* [What the task asks] What lines of the data include the string "index"? Copy them all.
● ● ● ● ● ● ●
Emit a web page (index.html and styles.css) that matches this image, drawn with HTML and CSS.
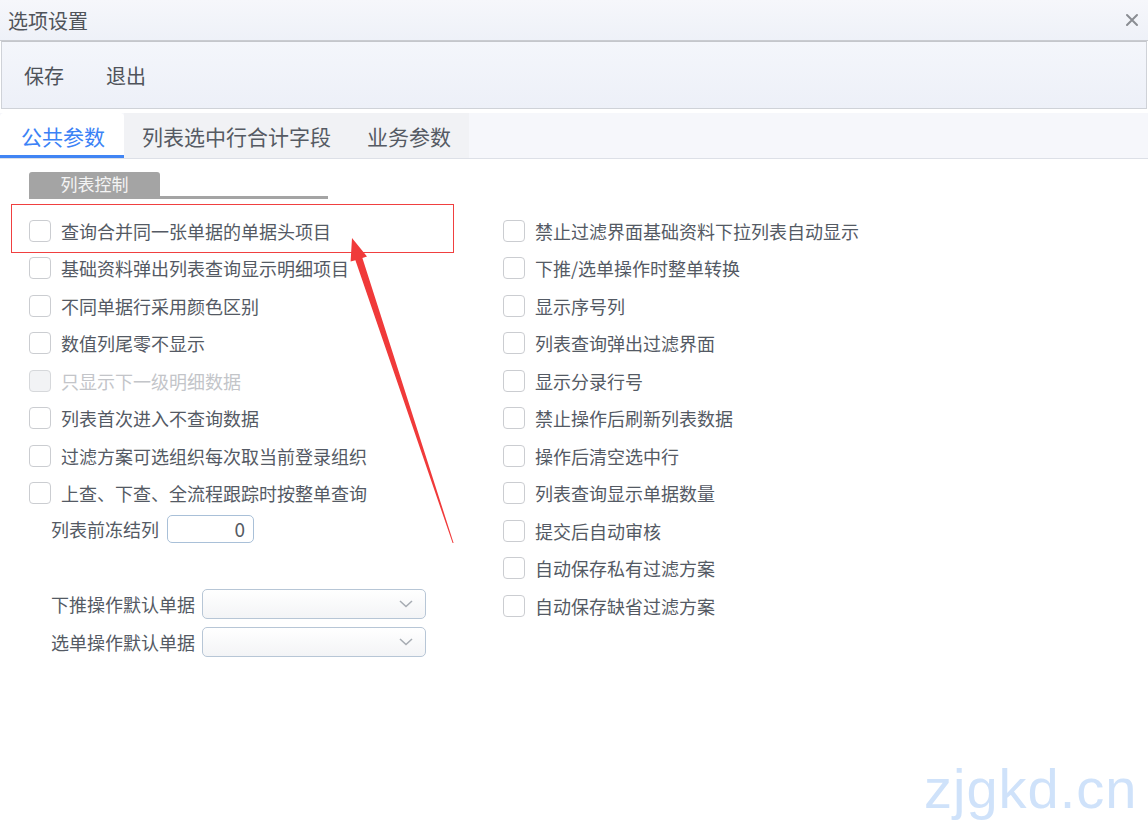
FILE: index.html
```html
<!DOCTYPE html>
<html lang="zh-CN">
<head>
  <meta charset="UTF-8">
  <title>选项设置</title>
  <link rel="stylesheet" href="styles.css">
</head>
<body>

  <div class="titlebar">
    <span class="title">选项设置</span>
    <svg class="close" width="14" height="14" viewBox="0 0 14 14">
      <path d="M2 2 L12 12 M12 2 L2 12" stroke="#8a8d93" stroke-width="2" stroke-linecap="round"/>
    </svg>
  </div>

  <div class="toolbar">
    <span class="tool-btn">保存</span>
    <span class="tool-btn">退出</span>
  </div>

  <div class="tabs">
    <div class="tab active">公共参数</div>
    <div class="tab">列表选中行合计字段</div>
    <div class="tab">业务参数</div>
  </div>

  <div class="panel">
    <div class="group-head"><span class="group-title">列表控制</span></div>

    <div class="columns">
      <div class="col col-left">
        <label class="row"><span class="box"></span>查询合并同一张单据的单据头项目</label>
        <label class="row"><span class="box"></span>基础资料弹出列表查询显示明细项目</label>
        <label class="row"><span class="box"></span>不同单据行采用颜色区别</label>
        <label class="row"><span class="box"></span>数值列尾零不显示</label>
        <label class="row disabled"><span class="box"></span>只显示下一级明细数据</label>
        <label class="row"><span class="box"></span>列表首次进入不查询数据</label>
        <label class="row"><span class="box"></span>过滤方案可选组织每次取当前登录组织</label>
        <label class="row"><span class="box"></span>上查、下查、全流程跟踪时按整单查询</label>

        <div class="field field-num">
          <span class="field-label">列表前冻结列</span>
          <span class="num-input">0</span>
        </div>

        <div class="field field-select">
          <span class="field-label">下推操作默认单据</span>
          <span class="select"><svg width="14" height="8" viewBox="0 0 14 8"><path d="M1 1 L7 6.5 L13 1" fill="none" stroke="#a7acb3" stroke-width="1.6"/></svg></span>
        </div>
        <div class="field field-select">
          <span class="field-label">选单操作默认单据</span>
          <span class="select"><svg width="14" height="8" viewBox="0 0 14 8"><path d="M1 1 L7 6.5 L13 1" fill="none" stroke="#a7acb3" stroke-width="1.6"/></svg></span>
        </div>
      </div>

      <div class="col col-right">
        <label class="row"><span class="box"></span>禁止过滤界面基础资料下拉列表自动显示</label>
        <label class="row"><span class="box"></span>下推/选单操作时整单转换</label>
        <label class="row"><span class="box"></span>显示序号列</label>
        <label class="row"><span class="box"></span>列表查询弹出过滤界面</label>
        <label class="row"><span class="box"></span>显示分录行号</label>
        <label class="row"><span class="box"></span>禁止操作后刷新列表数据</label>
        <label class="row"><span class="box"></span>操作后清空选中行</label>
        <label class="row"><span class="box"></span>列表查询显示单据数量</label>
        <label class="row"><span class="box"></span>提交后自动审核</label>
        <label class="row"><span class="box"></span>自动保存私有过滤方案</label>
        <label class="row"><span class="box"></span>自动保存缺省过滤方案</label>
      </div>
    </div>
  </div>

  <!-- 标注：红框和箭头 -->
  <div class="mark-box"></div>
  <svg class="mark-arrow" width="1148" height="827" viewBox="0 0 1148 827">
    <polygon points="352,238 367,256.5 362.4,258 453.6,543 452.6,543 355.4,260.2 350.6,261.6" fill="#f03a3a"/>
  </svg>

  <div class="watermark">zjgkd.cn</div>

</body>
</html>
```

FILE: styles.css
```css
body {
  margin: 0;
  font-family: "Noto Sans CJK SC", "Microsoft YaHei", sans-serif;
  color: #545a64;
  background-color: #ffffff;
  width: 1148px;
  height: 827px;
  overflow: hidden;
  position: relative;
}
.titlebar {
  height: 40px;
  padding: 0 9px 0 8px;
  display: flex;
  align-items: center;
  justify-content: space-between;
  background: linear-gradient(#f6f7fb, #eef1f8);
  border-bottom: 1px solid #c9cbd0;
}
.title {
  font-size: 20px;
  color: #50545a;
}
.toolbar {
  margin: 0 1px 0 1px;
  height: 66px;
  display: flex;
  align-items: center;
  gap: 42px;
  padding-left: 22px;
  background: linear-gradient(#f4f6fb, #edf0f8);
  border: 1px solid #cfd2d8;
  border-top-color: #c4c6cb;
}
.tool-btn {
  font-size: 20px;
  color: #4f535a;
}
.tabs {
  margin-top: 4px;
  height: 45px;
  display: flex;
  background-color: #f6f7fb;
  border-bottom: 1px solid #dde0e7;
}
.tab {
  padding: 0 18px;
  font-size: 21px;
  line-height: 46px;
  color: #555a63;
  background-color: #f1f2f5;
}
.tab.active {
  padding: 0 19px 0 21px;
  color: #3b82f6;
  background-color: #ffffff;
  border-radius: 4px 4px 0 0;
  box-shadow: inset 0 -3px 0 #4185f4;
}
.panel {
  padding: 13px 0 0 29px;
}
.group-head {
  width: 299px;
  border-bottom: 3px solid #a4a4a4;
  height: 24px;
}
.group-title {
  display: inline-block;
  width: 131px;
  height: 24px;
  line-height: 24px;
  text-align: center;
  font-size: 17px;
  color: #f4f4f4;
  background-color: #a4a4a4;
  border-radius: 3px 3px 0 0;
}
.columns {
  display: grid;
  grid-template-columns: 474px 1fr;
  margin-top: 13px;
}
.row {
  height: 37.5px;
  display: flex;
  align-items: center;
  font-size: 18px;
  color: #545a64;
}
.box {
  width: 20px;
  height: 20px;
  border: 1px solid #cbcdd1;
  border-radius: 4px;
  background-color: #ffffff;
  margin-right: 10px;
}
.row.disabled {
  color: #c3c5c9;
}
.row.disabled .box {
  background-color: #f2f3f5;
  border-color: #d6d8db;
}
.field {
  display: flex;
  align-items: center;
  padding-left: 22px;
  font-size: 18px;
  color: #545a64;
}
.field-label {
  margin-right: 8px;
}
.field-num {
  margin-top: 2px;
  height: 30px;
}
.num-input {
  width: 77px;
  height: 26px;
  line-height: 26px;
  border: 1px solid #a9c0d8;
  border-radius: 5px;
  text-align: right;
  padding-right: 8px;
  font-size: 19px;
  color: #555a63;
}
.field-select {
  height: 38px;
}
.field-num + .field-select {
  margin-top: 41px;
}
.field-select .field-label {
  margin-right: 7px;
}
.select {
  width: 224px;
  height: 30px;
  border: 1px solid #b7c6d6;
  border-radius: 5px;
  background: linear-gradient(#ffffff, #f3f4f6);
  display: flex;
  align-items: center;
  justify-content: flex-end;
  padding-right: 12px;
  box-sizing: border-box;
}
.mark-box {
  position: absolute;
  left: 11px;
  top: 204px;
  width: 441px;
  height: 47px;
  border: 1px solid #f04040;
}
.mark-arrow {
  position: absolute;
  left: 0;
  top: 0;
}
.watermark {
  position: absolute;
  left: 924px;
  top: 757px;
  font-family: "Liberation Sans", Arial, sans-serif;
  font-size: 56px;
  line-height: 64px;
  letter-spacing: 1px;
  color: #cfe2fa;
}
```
● ● ● ● ● ● ●
* [Correct response]
Emit a web page (index.html and styles.css) that matches this image, drawn with HTML and CSS.
FILE: index.html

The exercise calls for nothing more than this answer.